YOUR INSTRUCTIONS:
Copy out each line that has "components" in it.

DATA PROVIDED:
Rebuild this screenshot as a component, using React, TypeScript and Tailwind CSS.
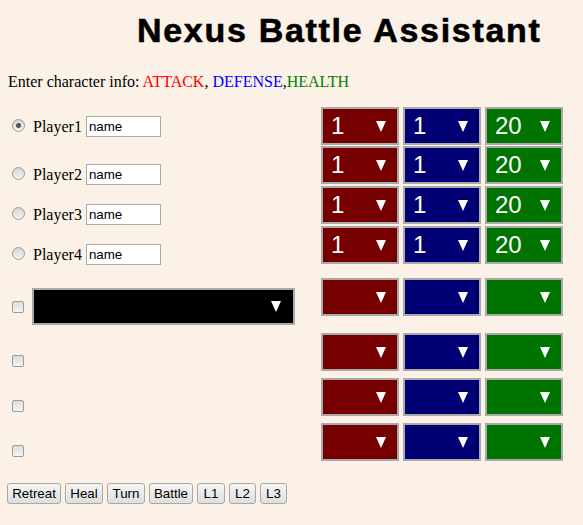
--
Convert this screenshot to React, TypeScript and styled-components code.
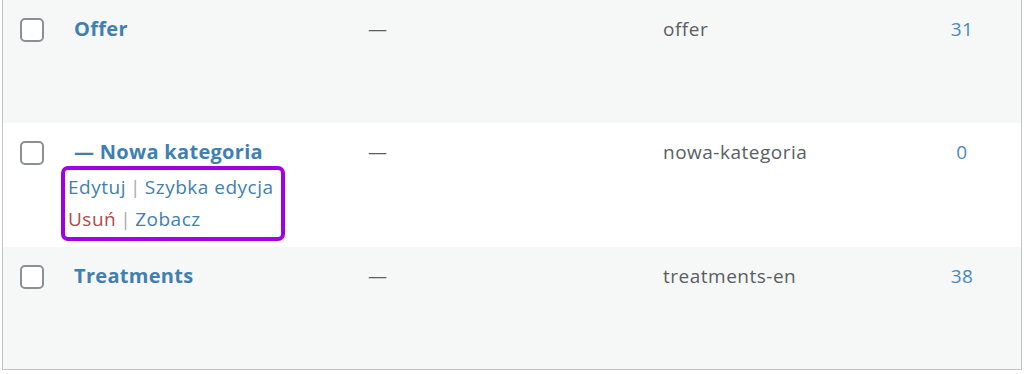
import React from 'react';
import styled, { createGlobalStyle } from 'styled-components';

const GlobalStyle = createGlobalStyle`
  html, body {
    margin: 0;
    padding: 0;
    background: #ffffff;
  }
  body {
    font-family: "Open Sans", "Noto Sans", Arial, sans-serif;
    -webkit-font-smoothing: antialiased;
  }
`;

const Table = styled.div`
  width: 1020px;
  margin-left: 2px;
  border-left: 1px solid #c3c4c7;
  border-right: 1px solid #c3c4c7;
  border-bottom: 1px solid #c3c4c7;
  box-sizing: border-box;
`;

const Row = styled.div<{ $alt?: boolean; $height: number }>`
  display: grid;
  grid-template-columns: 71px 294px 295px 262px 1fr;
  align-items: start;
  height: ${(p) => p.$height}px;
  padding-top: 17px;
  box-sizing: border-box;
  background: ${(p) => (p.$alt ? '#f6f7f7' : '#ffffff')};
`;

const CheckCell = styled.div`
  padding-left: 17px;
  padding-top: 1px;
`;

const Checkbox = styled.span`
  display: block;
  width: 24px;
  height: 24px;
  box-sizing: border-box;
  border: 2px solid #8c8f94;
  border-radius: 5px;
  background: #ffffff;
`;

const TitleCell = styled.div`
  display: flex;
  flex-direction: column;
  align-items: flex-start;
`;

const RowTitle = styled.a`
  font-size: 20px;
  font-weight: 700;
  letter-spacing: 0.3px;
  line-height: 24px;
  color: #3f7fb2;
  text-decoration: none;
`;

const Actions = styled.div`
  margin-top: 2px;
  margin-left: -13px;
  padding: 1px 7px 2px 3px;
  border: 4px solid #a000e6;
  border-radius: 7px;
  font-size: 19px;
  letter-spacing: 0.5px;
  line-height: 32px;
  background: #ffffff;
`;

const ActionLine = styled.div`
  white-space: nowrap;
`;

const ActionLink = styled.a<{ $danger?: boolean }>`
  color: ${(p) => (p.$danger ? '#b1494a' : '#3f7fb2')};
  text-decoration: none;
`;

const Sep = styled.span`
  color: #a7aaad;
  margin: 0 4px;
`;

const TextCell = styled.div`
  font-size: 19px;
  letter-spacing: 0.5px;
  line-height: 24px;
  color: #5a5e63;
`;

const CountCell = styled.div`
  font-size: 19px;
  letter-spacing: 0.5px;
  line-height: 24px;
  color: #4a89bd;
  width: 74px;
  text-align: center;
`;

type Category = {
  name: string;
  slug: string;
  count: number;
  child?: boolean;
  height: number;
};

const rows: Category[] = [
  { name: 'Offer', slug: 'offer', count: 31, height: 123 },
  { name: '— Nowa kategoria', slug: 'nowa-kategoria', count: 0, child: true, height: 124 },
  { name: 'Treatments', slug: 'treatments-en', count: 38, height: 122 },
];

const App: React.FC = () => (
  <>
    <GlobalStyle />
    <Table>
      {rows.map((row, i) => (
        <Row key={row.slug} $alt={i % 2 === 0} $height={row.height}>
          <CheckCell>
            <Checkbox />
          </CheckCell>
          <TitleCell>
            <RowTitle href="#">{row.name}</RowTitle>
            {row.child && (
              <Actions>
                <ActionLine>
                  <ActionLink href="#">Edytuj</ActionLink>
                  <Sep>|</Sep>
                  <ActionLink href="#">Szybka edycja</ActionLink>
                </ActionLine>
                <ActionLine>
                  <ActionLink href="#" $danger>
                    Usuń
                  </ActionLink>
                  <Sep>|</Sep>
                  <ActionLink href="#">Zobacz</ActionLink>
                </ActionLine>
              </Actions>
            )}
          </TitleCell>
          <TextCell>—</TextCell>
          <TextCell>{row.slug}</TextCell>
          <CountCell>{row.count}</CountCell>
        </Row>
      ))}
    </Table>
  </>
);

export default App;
--
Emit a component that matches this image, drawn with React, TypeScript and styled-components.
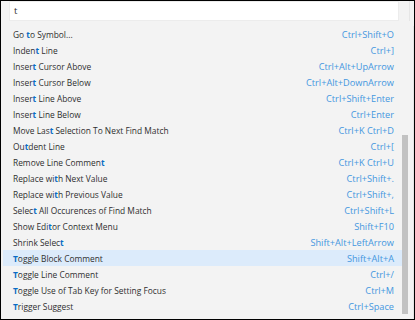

SOLUTION:
Convert this screenshot to React, TypeScript and styled-components code.
import styled, { createGlobalStyle } from 'styled-components';
Emit a component that matches this image, drawn with React, TypeScript and styled-components.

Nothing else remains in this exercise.